I find I’m counting the hours. I used to count down the hours, when the person who would become by spouse lived in another state. I’d count the hours until they would be coming to visit, or eventually, the hours until they would be here to stay. Now, I count the hours with trepidation.
I’m afraid. I’m afraid that the woman who has been accepting of me my whole life will reject what I’m going to try to tell her, out of hand. I’m worried. I’m worried that she will try to convince me that I’m mistaken, or that I’m doing this to please someone else. I’m nervous. I’m nervous about baring this part of my soul to my own mother.

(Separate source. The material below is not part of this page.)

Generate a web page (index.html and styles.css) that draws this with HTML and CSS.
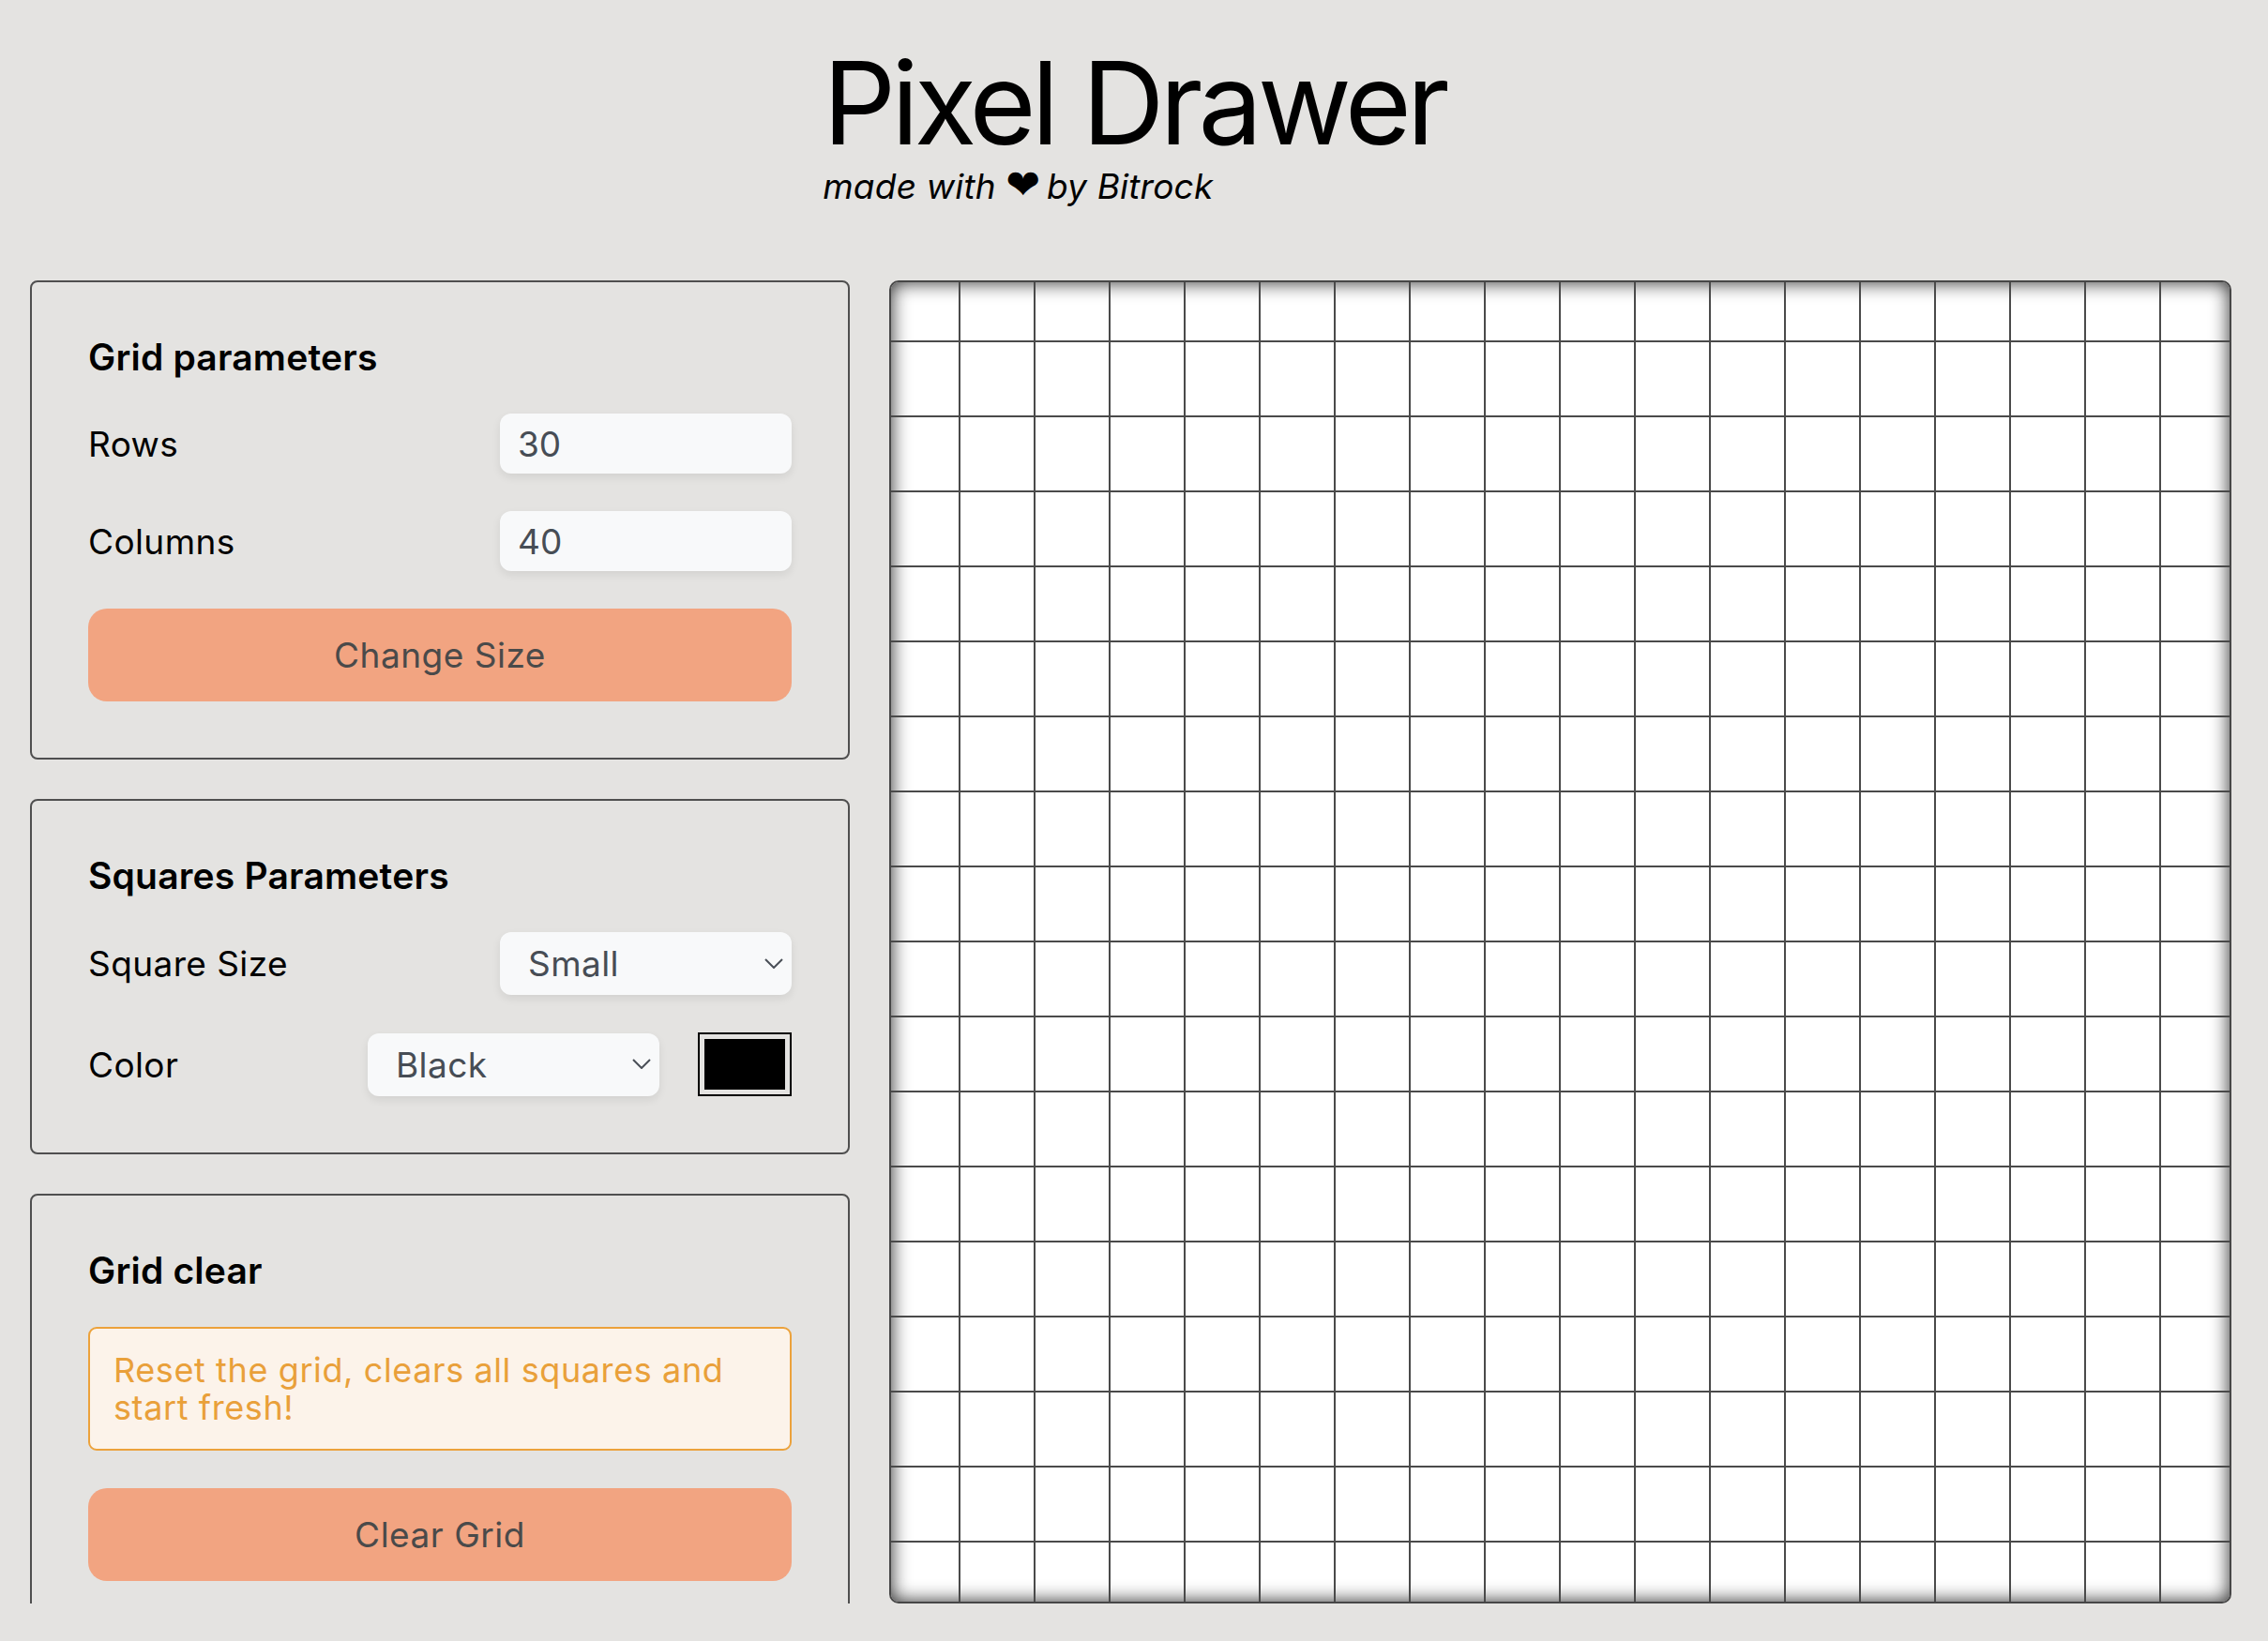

I’m even scared that she’ll be upset that I waited a year to tell her. But I wanted to be sure. I wanted to let the thought roll around in my head for a while, and reexamine all the things that led me to this point in my life. Memories that, when viewed with this new context, suddenly make sense. Just as an example, I’ve never been able to fathom how anyone could view Gym Class (or P.E as they call it now) with anything other than abject terror and dread. I honestly figured everyone felt that way about it, and were just better at hiding it than I was. When I look back, though, I suddenly understand things, even if I can’t quite put them into words.
There are a number of reasons why I can picture the conversation going badly. I’ve been the “interpreter” for other similar situations for her. I know her experiences with this subject have been skewed and tainted. But I am not C. And, I need to remember that she has always been accepting of me, if not always understanding. I hate to throw her this curve ball, but I don’t want to hide who I am from her.